NERA also claimed breach of fiduciary duty against the former employee, who had been an officer of NERA, and therefore owed a fiduciary duty to NERA. However, Evans had gone no farther than to “prepare” for competition before leaving NERA, and under the SJC’s Augat v. Aegis decision this claim also was dismissed. Interestingly, Judge Gants held that the fact that the de minimus use of NERA funds by Evans, and his occasional use of NERA’s phones and computer to negotiate his departure from NERA, “fell far short of a breach of fiduciary duty.”

Judge Gants dismissed the former employer’s rather bizarre claim (Judge Gants politely called it “clever”) that Evans had usurped a corporate opportunity belonging to NERA by negotiating his own departure from NERA. As Judge Gants stated, “If ones own employment were to be considered a corporate opportunity, then no officer of a corporation would be free to leave his employment unless he first offered ‘the opportunity’ of his services to his current employer and his employer rejected the opportunity.”

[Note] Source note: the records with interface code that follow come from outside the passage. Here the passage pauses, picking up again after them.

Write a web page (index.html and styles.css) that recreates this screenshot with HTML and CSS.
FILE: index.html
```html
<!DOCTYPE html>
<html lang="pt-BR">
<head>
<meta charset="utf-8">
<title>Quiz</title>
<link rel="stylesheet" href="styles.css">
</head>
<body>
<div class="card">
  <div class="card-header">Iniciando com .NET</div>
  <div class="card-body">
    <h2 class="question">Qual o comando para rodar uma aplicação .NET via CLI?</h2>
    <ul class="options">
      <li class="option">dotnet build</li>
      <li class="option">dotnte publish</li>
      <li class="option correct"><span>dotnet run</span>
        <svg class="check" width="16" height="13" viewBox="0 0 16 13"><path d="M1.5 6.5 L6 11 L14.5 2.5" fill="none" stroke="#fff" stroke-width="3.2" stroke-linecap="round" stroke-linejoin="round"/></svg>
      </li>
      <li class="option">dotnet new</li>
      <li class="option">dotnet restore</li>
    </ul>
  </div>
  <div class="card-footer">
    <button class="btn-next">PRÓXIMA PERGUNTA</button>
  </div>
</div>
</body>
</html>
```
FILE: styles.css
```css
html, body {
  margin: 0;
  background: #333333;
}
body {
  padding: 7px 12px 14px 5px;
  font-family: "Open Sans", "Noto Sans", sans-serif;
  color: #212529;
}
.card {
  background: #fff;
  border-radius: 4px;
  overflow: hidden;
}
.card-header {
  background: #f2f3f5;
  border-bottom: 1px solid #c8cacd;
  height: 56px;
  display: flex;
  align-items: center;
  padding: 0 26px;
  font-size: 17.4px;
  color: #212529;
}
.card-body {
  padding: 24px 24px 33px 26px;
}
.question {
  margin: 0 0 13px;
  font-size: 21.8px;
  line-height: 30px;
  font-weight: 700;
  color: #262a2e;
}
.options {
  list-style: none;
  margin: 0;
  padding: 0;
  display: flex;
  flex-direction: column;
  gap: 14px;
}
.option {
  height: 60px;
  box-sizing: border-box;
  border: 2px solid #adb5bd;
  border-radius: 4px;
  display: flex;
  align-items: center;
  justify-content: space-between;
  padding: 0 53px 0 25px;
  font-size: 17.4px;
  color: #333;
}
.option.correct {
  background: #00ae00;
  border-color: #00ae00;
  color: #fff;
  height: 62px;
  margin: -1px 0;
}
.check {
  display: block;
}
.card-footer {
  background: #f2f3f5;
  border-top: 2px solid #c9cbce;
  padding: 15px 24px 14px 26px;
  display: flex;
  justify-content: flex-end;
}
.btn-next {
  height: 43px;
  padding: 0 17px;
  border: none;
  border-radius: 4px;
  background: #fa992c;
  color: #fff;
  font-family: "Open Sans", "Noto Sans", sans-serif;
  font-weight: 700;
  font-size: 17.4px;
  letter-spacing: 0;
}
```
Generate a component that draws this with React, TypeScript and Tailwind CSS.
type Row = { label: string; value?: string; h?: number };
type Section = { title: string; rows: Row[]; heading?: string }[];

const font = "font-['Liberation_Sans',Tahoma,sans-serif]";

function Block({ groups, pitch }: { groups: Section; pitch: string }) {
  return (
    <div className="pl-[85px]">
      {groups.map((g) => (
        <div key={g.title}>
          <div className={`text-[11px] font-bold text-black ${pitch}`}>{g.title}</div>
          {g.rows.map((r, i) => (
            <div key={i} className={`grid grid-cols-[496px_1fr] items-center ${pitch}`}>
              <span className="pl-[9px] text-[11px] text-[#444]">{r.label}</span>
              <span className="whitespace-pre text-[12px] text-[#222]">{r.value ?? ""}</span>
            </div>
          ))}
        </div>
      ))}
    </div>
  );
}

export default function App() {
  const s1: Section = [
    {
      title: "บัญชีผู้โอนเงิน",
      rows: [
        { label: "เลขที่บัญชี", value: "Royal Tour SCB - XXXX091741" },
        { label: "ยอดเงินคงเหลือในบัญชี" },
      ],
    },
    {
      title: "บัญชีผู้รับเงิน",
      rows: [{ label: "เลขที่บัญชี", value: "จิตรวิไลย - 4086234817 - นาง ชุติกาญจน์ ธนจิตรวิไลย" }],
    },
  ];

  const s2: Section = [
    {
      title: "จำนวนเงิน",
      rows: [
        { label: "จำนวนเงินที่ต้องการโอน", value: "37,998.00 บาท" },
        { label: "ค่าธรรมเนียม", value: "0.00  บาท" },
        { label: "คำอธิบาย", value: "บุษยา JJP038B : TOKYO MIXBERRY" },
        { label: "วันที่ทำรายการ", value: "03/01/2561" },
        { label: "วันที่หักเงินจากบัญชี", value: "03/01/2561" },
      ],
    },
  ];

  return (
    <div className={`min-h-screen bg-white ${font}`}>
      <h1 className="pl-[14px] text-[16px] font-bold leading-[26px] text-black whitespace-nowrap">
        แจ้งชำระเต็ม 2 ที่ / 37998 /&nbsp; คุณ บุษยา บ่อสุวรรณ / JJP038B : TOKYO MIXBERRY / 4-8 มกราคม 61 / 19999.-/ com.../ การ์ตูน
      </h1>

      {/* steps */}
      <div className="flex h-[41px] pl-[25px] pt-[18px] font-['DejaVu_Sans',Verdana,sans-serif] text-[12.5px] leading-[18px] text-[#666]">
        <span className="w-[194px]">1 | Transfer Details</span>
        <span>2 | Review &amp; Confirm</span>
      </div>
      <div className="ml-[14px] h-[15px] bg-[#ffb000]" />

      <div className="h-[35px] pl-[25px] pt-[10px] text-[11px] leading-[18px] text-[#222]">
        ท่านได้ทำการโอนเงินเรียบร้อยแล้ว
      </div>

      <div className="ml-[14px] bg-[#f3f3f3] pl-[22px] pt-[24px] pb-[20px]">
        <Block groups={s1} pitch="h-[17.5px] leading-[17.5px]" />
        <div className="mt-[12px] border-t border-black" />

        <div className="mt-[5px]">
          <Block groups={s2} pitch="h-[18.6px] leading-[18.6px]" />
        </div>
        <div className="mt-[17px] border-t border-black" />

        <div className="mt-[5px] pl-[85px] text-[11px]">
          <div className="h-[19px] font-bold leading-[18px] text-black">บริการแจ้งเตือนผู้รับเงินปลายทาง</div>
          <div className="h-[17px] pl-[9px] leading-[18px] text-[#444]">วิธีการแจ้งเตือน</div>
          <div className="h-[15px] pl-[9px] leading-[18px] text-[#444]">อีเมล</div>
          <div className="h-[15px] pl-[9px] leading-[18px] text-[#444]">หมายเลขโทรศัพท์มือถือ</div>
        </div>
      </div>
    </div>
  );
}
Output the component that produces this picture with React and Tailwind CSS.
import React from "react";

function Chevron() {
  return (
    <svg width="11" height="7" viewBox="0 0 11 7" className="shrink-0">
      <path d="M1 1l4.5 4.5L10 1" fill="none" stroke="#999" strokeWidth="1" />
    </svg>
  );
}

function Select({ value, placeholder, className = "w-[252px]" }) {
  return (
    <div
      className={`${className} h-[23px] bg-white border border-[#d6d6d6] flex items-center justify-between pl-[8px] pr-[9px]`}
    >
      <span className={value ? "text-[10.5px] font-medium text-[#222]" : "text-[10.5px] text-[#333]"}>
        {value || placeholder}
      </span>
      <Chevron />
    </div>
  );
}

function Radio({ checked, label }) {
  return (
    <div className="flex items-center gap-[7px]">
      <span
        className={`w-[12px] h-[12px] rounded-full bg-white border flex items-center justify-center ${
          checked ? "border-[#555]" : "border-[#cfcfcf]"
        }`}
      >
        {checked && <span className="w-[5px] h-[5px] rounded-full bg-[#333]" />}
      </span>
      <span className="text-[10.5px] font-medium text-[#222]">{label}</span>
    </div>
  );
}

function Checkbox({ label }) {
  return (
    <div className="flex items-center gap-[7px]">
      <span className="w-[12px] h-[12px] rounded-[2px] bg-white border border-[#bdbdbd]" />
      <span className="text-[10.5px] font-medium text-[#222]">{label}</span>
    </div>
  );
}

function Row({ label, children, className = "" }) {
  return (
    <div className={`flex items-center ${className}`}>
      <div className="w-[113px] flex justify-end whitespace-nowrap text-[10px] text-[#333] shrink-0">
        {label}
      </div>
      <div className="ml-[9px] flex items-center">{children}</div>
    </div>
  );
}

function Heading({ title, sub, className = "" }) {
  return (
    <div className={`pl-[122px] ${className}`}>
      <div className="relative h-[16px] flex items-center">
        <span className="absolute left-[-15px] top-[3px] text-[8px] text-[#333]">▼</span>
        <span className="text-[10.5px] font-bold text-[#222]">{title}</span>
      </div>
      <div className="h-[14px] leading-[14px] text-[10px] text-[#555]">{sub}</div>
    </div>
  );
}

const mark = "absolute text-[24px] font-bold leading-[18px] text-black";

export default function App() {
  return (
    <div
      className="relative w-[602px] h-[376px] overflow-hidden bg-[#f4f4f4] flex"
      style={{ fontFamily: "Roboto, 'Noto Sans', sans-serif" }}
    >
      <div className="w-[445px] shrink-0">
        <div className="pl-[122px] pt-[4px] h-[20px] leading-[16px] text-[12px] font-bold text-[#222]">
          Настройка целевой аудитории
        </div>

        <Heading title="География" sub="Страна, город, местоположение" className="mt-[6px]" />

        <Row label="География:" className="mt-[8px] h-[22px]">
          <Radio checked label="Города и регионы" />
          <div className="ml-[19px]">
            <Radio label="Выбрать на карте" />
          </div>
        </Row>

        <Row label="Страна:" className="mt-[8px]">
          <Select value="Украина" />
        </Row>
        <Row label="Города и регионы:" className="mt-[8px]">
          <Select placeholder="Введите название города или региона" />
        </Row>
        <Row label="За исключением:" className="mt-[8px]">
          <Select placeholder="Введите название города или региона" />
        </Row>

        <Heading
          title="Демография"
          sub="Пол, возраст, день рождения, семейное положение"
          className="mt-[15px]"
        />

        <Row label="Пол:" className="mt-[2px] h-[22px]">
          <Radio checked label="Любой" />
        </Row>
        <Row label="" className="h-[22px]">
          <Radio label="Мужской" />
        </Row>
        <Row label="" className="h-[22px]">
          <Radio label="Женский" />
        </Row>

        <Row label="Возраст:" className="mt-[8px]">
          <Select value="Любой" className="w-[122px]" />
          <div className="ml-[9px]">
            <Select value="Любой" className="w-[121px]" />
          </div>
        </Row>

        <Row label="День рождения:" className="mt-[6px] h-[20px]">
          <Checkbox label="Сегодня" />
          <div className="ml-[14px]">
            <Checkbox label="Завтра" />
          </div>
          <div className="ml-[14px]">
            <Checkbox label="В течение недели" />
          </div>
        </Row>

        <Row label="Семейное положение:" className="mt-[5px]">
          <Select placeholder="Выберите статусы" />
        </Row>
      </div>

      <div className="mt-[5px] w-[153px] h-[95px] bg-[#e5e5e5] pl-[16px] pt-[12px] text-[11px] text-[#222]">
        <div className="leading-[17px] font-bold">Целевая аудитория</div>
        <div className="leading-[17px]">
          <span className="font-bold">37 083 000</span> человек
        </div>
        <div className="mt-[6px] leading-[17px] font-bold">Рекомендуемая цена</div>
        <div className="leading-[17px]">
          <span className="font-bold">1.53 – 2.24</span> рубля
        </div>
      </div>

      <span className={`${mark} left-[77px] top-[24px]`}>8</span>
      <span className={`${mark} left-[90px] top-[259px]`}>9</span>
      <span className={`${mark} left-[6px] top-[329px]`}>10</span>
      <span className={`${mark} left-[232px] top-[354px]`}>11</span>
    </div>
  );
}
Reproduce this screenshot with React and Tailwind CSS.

Lastly, Judge Gants dismissed NERA’s M.G.L. c. 93A claim against Evans’ new employer, holding that the inducement of a breach of an employment agreement alone, without improper motive or means, fell short of the type of “immoral, unethical, opppressive or unscrupulous” conduct necessary for a violation of Chapter 93A.

(Note: An earlier decision by Judge Gants in this case is discussed here. In that decision Judge Gants ruled that Evans had not waived attorney-client privilege where, while he was using a NERA-owned computer and using an Internet-based email service to communicate with his attorneys, unbeknownst to him, temporary files containing those communications were stored on the computer.)